- Country: Canada
- Language: English
- Genre: Science fiction

Publication
- Published in: Shadows 4, Burning Chrome
- Publication type: Anthology
- Media type: Print
- Publication date: 1981

Chronology
| New Rose Hotel | Burning Chrome |

= The Belonging Kind =

"The Belonging Kind" is a science fiction short story by cyberpunk authors William Gibson and John Shirley. It was first published in the horror anthology Shadows 4 edited by Charles L. Grant in 1981, later to be included along with several other stories in Gibson's collection Burning Chrome.

It was written prior to the conception of the Sprawl universe in which several of Gibson's novels and stories are set, taking place in a setting much more like contemporary American life.

==Plot summary==
Michael Coretti is a dull, scholarly man who studies and teaches linguistics and social interaction theory.

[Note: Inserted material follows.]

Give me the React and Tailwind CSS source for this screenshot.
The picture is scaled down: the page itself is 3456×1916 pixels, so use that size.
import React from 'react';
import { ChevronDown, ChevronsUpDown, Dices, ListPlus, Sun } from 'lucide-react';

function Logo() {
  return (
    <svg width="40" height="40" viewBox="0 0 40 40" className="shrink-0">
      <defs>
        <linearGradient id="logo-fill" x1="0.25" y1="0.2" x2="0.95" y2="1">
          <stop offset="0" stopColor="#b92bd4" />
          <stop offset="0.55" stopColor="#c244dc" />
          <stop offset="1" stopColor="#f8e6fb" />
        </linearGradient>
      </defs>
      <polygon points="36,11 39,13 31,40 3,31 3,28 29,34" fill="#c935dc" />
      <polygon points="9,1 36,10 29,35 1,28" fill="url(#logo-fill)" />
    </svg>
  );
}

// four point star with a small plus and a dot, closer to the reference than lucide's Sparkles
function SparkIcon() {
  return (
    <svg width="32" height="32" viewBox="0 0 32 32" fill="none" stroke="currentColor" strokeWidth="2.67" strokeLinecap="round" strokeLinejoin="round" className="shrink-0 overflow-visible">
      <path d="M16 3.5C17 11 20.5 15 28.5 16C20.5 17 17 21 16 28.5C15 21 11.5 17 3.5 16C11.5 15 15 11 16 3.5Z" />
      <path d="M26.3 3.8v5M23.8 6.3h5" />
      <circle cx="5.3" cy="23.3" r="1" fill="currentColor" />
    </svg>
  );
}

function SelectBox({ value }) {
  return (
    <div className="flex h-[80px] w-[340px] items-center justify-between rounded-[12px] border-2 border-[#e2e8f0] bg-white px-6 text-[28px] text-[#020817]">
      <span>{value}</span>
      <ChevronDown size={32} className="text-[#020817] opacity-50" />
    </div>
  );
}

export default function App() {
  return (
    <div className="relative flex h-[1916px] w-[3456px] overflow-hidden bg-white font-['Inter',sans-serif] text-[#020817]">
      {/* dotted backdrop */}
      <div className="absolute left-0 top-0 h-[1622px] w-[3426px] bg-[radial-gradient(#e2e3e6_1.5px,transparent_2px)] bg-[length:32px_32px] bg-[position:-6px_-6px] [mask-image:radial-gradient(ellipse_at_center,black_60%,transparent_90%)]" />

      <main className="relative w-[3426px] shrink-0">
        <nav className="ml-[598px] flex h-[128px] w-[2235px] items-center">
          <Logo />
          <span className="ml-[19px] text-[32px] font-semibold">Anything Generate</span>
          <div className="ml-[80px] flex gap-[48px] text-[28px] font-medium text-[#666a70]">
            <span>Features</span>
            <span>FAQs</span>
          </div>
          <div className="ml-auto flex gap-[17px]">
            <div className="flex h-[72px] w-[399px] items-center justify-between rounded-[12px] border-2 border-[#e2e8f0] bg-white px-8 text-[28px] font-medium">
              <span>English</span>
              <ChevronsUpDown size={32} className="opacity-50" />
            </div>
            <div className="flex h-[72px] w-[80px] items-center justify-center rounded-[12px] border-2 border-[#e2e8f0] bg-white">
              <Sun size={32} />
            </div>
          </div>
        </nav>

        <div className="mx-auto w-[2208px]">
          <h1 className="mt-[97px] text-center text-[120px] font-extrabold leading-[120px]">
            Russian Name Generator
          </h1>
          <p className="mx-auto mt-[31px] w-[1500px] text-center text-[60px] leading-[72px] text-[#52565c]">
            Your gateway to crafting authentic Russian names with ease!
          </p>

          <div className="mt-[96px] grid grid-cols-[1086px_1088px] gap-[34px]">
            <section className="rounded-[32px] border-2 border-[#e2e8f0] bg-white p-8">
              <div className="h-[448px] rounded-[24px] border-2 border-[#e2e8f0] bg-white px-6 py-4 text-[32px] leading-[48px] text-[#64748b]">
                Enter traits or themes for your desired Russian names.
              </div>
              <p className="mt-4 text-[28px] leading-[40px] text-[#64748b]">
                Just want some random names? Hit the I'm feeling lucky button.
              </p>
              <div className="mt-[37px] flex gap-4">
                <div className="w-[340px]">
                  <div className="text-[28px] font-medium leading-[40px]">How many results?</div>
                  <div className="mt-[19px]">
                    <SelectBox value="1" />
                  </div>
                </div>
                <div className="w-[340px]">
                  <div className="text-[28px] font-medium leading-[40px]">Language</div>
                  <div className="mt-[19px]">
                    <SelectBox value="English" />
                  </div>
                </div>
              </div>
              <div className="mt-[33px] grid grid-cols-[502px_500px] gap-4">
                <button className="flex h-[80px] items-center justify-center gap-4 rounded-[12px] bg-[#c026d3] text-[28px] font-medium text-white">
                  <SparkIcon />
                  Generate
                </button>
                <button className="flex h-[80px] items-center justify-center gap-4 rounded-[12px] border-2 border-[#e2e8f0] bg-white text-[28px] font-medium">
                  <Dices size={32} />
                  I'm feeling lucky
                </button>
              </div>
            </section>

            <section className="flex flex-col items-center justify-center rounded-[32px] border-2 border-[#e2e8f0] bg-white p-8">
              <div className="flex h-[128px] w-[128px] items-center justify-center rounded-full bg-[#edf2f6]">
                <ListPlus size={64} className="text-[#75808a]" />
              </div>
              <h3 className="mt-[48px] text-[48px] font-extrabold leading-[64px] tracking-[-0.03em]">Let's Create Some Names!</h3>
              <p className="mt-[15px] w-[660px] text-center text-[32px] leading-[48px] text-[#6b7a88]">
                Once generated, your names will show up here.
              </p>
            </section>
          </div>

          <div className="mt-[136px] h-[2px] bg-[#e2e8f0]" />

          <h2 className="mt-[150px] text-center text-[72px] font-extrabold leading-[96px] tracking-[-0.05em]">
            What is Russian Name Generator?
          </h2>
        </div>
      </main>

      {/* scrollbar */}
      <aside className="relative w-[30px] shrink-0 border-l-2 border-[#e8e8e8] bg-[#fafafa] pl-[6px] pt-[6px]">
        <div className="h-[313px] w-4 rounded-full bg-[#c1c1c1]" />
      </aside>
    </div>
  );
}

He frequently visits bars to help alleviate the tedium of his everyday life, even though he never feels at ease among the crowds. One night, he meets a woman named Antoinette who seems to fit in perfectly, adapting her speech patterns to match any conversation partner.

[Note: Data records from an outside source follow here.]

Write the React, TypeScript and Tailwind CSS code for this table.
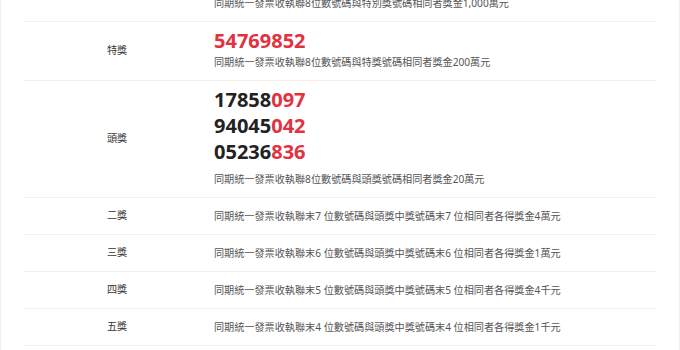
import React from 'react'

type Row = {
  label: string
  numbers?: { head: string; tail: string }[]
  desc: string
}

const rows: Row[] = [
  {
    label: '特獎',
    numbers: [{ head: '', tail: '54769852' }],
    desc: '同期統一發票收執聯8位數號碼與特獎號碼相同者獎金200萬元',
  },
  {
    label: '頭獎',
    numbers: [
      { head: '17858', tail: '097' },
      { head: '94045', tail: '042' },
      { head: '05236', tail: '836' },
    ],
    desc: '同期統一發票收執聯8位數號碼與頭獎號碼相同者獎金20萬元',
  },
  { label: '二獎', desc: '同期統一發票收執聯末7 位數號碼與頭獎中獎號碼末7 位相同者各得獎金4萬元' },
  { label: '三獎', desc: '同期統一發票收執聯末6 位數號碼與頭獎中獎號碼末6 位相同者各得獎金1萬元' },
  { label: '四獎', desc: '同期統一發票收執聯末5 位數號碼與頭獎中獎號碼末5 位相同者各得獎金4千元' },
  { label: '五獎', desc: '同期統一發票收執聯末4 位數號碼與頭獎中獎號碼末4 位相同者各得獎金1千元' },
]

const App: React.FC = () => {
  return (
    <div
      className="h-[350px] overflow-hidden border-x border-[#f1f1f1] bg-white px-[23px]"
      style={{ fontFamily: '"Noto Sans", "Noto Sans CJK TC", sans-serif' }}
    >
      <div className="-mt-[5px]">
        {/* tail of the previous row, scrolled above the window */}
        <div className="flex border-b border-[#f7efe6]">
          <div className="w-[190px]"></div>
          <div className="flex-1 pb-[10px]">
            <p className="text-[10.15px] leading-[16px] text-[#555]">
              同期統一發票收執聯8位數號碼與特別獎號碼相同者獎金1,000萬元
            </p>
          </div>
        </div>

        {rows.map((row) => (
          <div key={row.label} className="flex border-b border-[#f7efe6]">
            <div className="flex w-[190px] items-center justify-center pr-[4px] text-[10.15px] text-[#333]">
              {row.label}
            </div>
            <div className={row.numbers ? 'flex-1 pb-[10px] pt-[6px]' : 'flex-1 py-[10px]'}>
              {row.numbers?.map((n) => (
                <p
                  key={n.head + n.tail}
                  className="text-[20px] font-bold leading-[26px] text-[#222]"
                >
                  {n.head}
                  <span className="text-[#e2323f]">{n.tail}</span>
                </p>
              ))}
              <p
                className={
                  row.numbers && row.numbers.length > 1
                    ? 'mt-[6px] text-[10.15px] leading-[16px] text-[#555]'
                    : 'text-[10.15px] leading-[16px] text-[#555]'
                }
              >
                {row.desc}
              </p>
            </div>
          </div>
        ))}
      </div>
    </div>
  )
}

export default App
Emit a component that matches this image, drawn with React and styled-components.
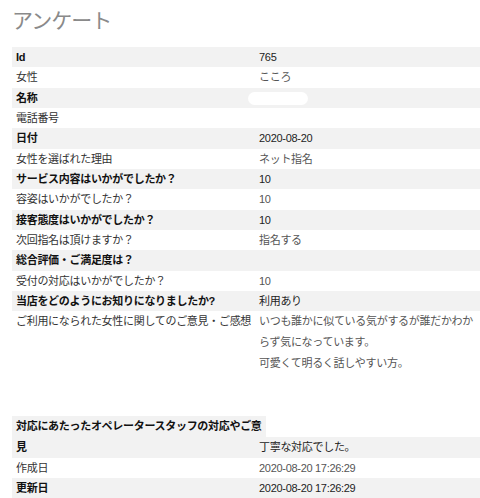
import React from "react";
import styled, { createGlobalStyle } from "styled-components";

const GlobalStyle = createGlobalStyle`
  body {
    margin: 0;
    background: #fff;
    font-family: "Liberation Sans", "Noto Sans CJK JP", sans-serif;
    font-size: 11px;
    letter-spacing: -0.3px;
    color: #333;
  }
`;

const rows = [
  { label: "Id", value: "765" },
  { label: "女性", value: "こころ" },
  { label: "名称", masked: true },
  { label: "電話番号", value: "" },
  { label: "日付", value: "2020-08-20" },
  { label: "女性を選ばれた理由", value: "ネット指名" },
  { label: "サービス内容はいかがでしたか？", value: "10" },
  { label: "容姿はいかがでしたか？", value: "10" },
  { label: "接客態度はいかがでしたか？", value: "10" },
  { label: "次回指名は頂けますか？", value: "指名する" },
  { label: "総合評価・ご満足度は？", value: "" },
  { label: "受付の対応はいかがでしたか？", value: "10" },
  { label: "当店をどのようにお知りになりましたか?", value: "利用あり" },
  {
    label: "ご利用になられた女性に関してのご意見・ご感想",
    lines: [
      "いつも誰かに似ている気がするが誰だかわか",
      "らず気になっています。",
      "可愛くて明るく話しやすい方。",
      "",
      "",
    ],
  },
  {
    label: "見",
    overflow: "対応にあたったオペレータースタッフの対応やご意",
    value: "丁寧な対応でした。",
  },
  { label: "作成日", value: "2020-08-20 17:26:29" },
  { label: "更新日", value: "2020-08-20 17:26:29" },
];

export default function App() {
  return (
    <>
      <GlobalStyle />
      <Page>
        <Title>アンケート</Title>
        <Sheet>
          {rows.map((row, i) => {
            const striped = i % 2 === 0;
            return (
              <React.Fragment key={i}>
                {row.overflow && (
                  <OverflowLabel>{row.overflow}</OverflowLabel>
                )}
                <Row $striped={striped}>
                  <Label $strong={striped}>{row.label}</Label>
                  <Value $strong={striped} $tall={!!row.lines}>
                    {row.masked && <Mask />}
                    {row.lines
                      ? row.lines.map((line, j) => <Line key={j}>{line}</Line>)
                      : row.value}
                  </Value>
                </Row>
              </React.Fragment>
            );
          })}
        </Sheet>
      </Page>
    </>
  );
}

/*******************************
 *   STYLED COMPONENTS          *
 *******************************/

const Page = styled.div`
  padding: 8px 0 0 12px;
`;

const Title = styled.h2`
  margin: 0 0 14px;
  font-size: 21px;
  line-height: 25px;
  letter-spacing: -1px;
  font-weight: 400;
  color: #8a8a8a;
`;

const Sheet = styled.div`
  display: flex;
  flex-direction: column;
`;

const Row = styled.div`
  display: flex;
  background-color: ${(p) => (p.$striped ? "#f2f2f2" : "#fff")};
  line-height: 20.35px;
`;

const Label = styled.div`
  width: 243px;
  flex-shrink: 0;
  padding: 0 4px;
  box-sizing: border-box;
  white-space: nowrap;
  font-weight: ${(p) => (p.$strong ? 700 : 400)};
  color: ${(p) => (p.$strong ? "#111" : "#333")};
`;

const Value = styled.div`
  flex: 1;
  padding: 0 4px;
  line-height: ${(p) => (p.$tall ? "21px" : "inherit")};
  color: ${(p) => (p.$strong ? "#222" : "#555")};
`;

const Line = styled.div`
  min-height: 21px;
  white-space: nowrap;
`;

const OverflowLabel = styled.div`
  align-self: flex-start;
  padding: 0 4px;
  line-height: 21px;
  background-color: #f2f2f2;
  font-weight: 700;
  color: #111;
  white-space: nowrap;
`;

const Mask = styled.span`
  display: inline-block;
  width: 60px;
  height: 13px;
  margin-left: -11px;
  border-radius: 7px;
  background-color: #fff;
  vertical-align: middle;
`;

Coretti follows Antoinette to various other bars and clubs, watching as she drinks and talks with a male companion; her appearance and clothing shift to let her fit in wherever she goes. He begins to spend more of his nights searching for her in one bar after another, and his teaching deteriorates to the point that he loses his job.

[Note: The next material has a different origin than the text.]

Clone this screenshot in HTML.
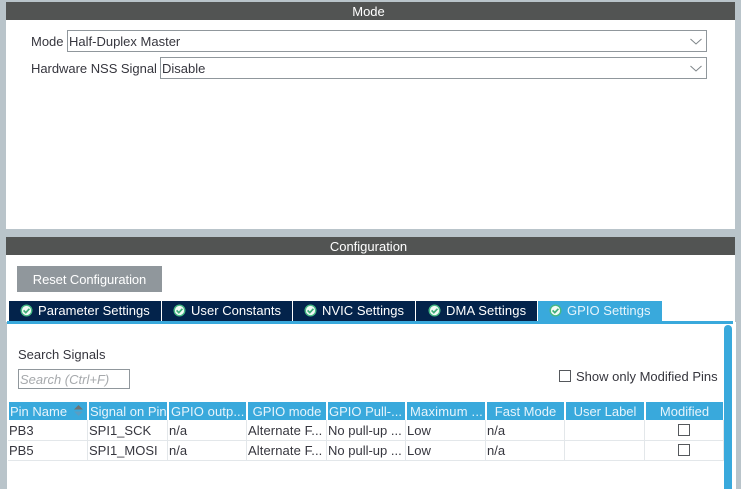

When Coretti sees Antoinette's companion pay a cabdriver with money formed from a pocket within his body, he realizes that the two are not human. He follows them to a room in the hotel where he has been staying, but flees in horror upon finding a crowd of creatures just like them, who can live solely on alcohol and change their appearance and behavior to blend in at any bar they enter. He takes a night job and finds lodgings at a boarding house, but after three weeks he receives a telephone call inviting him to join "the belonging kind." Abandoning the job and his room, he discovers that he has taken on their non-human characteristics and settles in at a bar for an evening of secret mating with Antoinette.